I couldn’t start a new book last night. I was still ruminating over the one I finished in the afternoon. I love to read. I can’t get enough of it! But sometimes, when it’s really good, I have to sit in it for a minute. Letting it wash over me, as I float through the wave of words. Bobbling, buoyed through sentences like:

“It was a form of naïveté, he thought, the way she continued to believe that all it took to get through life was grit. Sure, grit was critical, but it also took luck, and if luck wasn’t available, then help. Everyone needed help. But maybe because she’d never been offered any, she refused to believe in it.”

I started a new painting recently. I can’t tell you what it is yet. I don’t want the magic to slip away. It has to come slowly. Stroke by stroke. And this is a very personal painting. So I’m in deep. Really deep. Sometimes I think, with feelings, even the best feelings, we have this need to get through it. See how it all ends. And as filling as this is, to create a new life on canvas, sometimes it’s overwhelming.
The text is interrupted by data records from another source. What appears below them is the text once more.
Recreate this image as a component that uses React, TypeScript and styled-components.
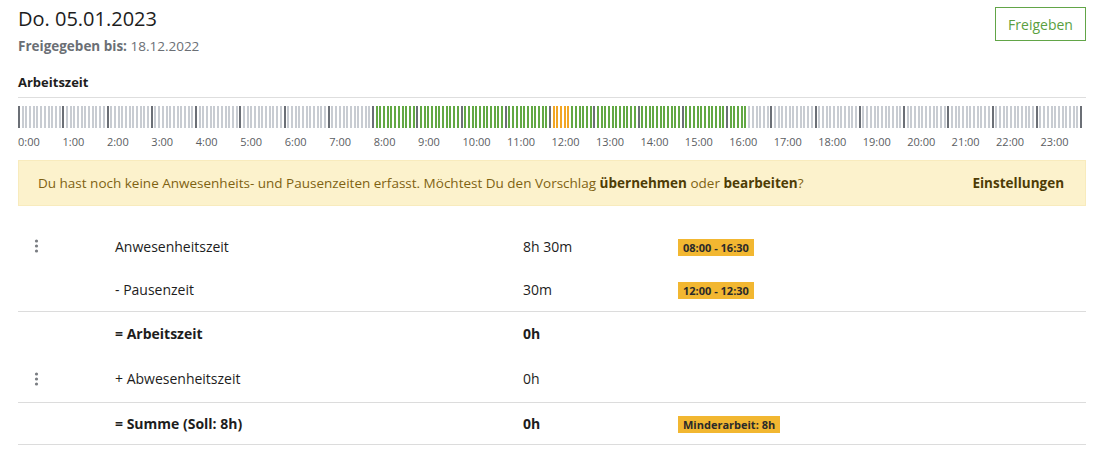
import React from "react";
import styled, { createGlobalStyle } from "styled-components";

const Global = createGlobalStyle`
  html, body { margin: 0; padding: 0; background: #ffffff; }
  body { font-family: "Open Sans", "Noto Sans", Arial, sans-serif; color: #1d1d1d; }
  * { box-sizing: border-box; }
`;

const Page = styled.div`
  width: 1105px;
  padding: 5px 19px 0 18px;
`;

const Header = styled.div`
  display: flex;
  justify-content: space-between;
  align-items: flex-start;
`;

const TitleBlock = styled.div`
  display: flex;
  flex-direction: column;
  gap: 4px;
`;

const Title = styled.h1`
  margin: 0;
  font-size: 20px;
  line-height: 27px;
  font-weight: 400;
  color: #1d1d1d;
`;

const Sub = styled.div`
  font-size: 13.5px;
  line-height: 20px;
  color: #6b6f75;
  b { font-weight: 700; }
`;

const ReleaseButton = styled.button`
  margin-top: 2px;
  width: 91px;
  height: 34px;
  border: 1px solid #62a548;
  background: #fff;
  color: #5a9f40;
  font-family: inherit;
  font-size: 14px;
  font-weight: 500;
  cursor: pointer;
`;

const SectionTitle = styled.div`
  margin-top: 17px;
  font-size: 13px;
  line-height: 18px;
  font-weight: 700;
  color: #1d1d1d;
  padding-bottom: 6px;
  border-bottom: 1px solid #dedede;
`;

const TickBar = styled.div`
  margin-top: 8px;
  margin-right: 1px;
  height: 22px;
  display: flex;
  justify-content: space-between;
`;

type TickKind = "light" | "dark" | "green" | "orange";
const tickColors: Record<TickKind, string> = {
  light: "#c8ccd2",
  dark: "#6b6f76",
  green: "#62a844",
  orange: "#f2a624",
};

const Tick = styled.span<{ $kind: TickKind }>`
  width: 2px;
  height: 100%;
  background: ${(p) => tickColors[p.$kind]};
`;

const HourLabels = styled.div`
  margin-top: 6px;
  width: 1067px;
  display: grid;
  grid-template-columns: repeat(24, 1fr);
`;

const HourLabel = styled.span`
  font-size: 11px;
  line-height: 16px;
  color: #5a5d62;
`;

const Banner = styled.div`
  margin-top: 10px;
  height: 46px;
  display: flex;
  align-items: center;
  justify-content: space-between;
  padding: 0 21px 0 19px;
  background: #fcf2cc;
  border: 1px solid #f8ebbd;
  font-size: 13.5px;
  color: #7f6212;
  b { font-weight: 700; color: #4e3c05; }
`;

const BannerAction = styled.span`
  font-weight: 700;
  color: #4e3c05;
`;

const Table = styled.div`
  margin-top: 18px;
  display: flex;
  flex-direction: column;
`;

const Row = styled.div<{ $h: number; $line?: boolean }>`
  display: grid;
  grid-template-columns: 97px 408px 155px 1fr;
  align-items: center;
  height: ${(p) => p.$h}px;
  border-bottom: ${(p) => (p.$line ? "1px solid #dcdcdc" : "none")};
  font-size: 14px;
  color: #1d1d1d;
`;

const Cell = styled.div<{ $bold?: boolean }>`
  font-weight: ${(p) => (p.$bold ? 700 : 400)};
  line-height: 19px;
`;

const MenuCell = styled.div`
  padding-left: 16px;
  display: flex;
  align-items: center;
`;

const Badge = styled.span`
  display: inline-block;
  background: #f2b731;
  color: #2a2a2a;
  font-size: 11px;
  font-weight: 700;
  line-height: 17px;
  padding: 0 5px;
`;

const Dots = () => (
  <svg width="5" height="14" viewBox="0 0 5 14" aria-hidden>
    <circle cx="2.5" cy="2" r="1.6" fill="#7a7d82" />
    <circle cx="2.5" cy="7" r="1.6" fill="#7a7d82" />
    <circle cx="2.5" cy="12" r="1.6" fill="#7a7d82" />
  </svg>
);

function kindOf(i: number): TickKind {
  if (i % 12 === 0) return "dark";
  if (i > 144 && i < 150) return "orange";
  if (i > 96 && i < 198) return "green";
  return "light";
}

const ticks = Array.from({ length: 289 }, (_, i) => kindOf(i));
const hours = Array.from({ length: 24 }, (_, i) => `${i}:00`);

type RowData = {
  menu?: boolean;
  label: string;
  value: string;
  badge?: string;
  bold?: boolean;
  h: number;
  line?: boolean;
};

const rows: RowData[] = [
  { menu: true, label: "Anwesenheitszeit", value: "8h 30m", badge: "08:00 - 16:30", h: 44 },
  { label: "- Pausenzeit", value: "30m", badge: "12:00 - 12:30", h: 44, line: true },
  { label: "= Arbeitszeit", value: "0h", bold: true, h: 43 },
  { menu: true, label: "+ Abwesenheitszeit", value: "0h", h: 48, line: true },
  { label: "= Summe (Soll: 8h)", value: "0h", bold: true, badge: "Minderarbeit: 8h", h: 42, line: true },
];

export default function App() {
  return (
    <>
      <Global />
      <Page>
        <Header>
          <TitleBlock>
            <Title>Do. 05.01.2023</Title>
            <Sub>
              <b>Freigegeben bis:</b> 18.12.2022
            </Sub>
          </TitleBlock>
          <ReleaseButton>Freigeben</ReleaseButton>
        </Header>
        <SectionTitle>Arbeitszeit</SectionTitle>
        <TickBar>
          {ticks.map((k, i) => (
            <Tick key={i} $kind={k} />
          ))}
        </TickBar>
        <HourLabels>
          {hours.map((h) => (
            <HourLabel key={h}>{h}</HourLabel>
          ))}
        </HourLabels>
        <Banner>
          <span>
            Du hast noch keine Anwesenheits- und Pausenzeiten erfasst. Möchtest Du den Vorschlag{" "}
            <b>übernehmen</b> oder <b>bearbeiten</b>?
          </span>
          <BannerAction>Einstellungen</BannerAction>
        </Banner>
        <Table>
          {rows.map((r) => (
            <Row key={r.label} $h={r.h} $line={r.line}>
              <MenuCell>{r.menu && <Dots />}</MenuCell>
              <Cell $bold={r.bold}>{r.label}</Cell>
              <Cell $bold={r.bold}>{r.value}</Cell>
              <Cell>{r.badge && <Badge>{r.badge}</Badge>}</Cell>
            </Row>
          ))}
        </Table>
      </Page>
    </>
  );
}
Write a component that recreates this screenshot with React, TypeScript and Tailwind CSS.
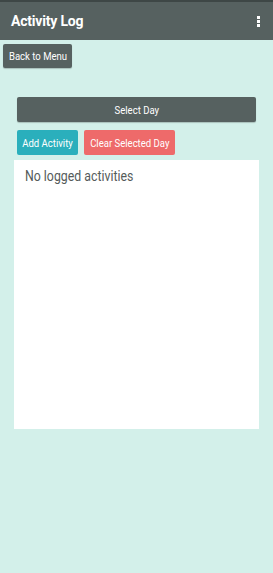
function Label({ children }: { children: string }) {
  return (
    <span className="inline-block whitespace-nowrap text-[11.5px] leading-none scale-x-[0.83] translate-y-[1px]">{children}</span>
  );
}

export default function App() {
  return (
    <div className="w-[273px] h-[573px] bg-[#d3f0ea] flex flex-col" style={{ fontFamily: 'Roboto, "Noto Sans", sans-serif' }}>
      <div className="h-[40px] bg-[#566160] border-t-2 border-[#3e4746] flex items-center justify-between pl-[11px] pr-[13px] shrink-0">
        <span className="text-white font-bold text-[14px] tracking-[-0.2px] leading-none">Activity Log</span>
        <div className="flex flex-col gap-[1px]">
          <div className="w-[3px] h-[3px] bg-white" />
          <div className="w-[3px] h-[3px] bg-white" />
          <div className="w-[3px] h-[3px] bg-white" />
        </div>
      </div>
      <div className="pl-[3px] pt-[4px]">
        <button className="h-[24px] w-[69px] bg-[#566160] text-white rounded-[2px] flex items-center justify-center shadow-[0_1px_1px_rgba(0,0,0,0.2)]">
          <Label>Back to Menu</Label>
        </button>
      </div>
      <div className="px-[17px] pt-[29px]">
        <button className="h-[25px] w-full bg-[#566160] text-white rounded-[2px] flex items-center justify-center shadow-[0_1px_1px_rgba(0,0,0,0.2)]">
          <Label>Select Day</Label>
        </button>
      </div>
      <div className="flex gap-[6px] pl-[17px] pt-[8px]">
        <button className="h-[25px] w-[61px] bg-[#2aafbc] text-white rounded-[2px] flex items-center justify-center">
          <Label>Add Activity</Label>
        </button>
        <button className="h-[25px] w-[91px] bg-[#ee6a6a] text-white rounded-[2px] flex items-center justify-center">
          <Label>Clear Selected Day</Label>
        </button>
      </div>
      <div className="mx-[14px] w-[245px] mt-[5px] h-[269px] bg-white pl-[11px] pt-[4px]">
        <span className="inline-block origin-left scale-x-[0.88] whitespace-nowrap text-[#555b5a] text-[14px]">No logged activities</span>
      </div>
    </div>
  );
}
But I don’t want to rush through it. I want to feel it. I want to accept the help it offers. Because maybe that’s the best help of all — the allowing to feel, the go-ahead to go deep, and the assurance that you will be lifted, buoyed. Held. Helped. 

There are so many quotes I could give you from this last book I read, but I don’t want to rush you to my favorite parts. You should be able to experience it, just as I did. Word by word. Stroke by stroke. For the amount of books that I read, it is rare for me to recommend one. This one is “Lessons in Chemistry,” by Bonnie Garmus. 

I’m excited to paint again today. To feel it all. You will see it in good time. But today, I ask you to bobble along beside me. Assured. Held. Buoyed. In the deep.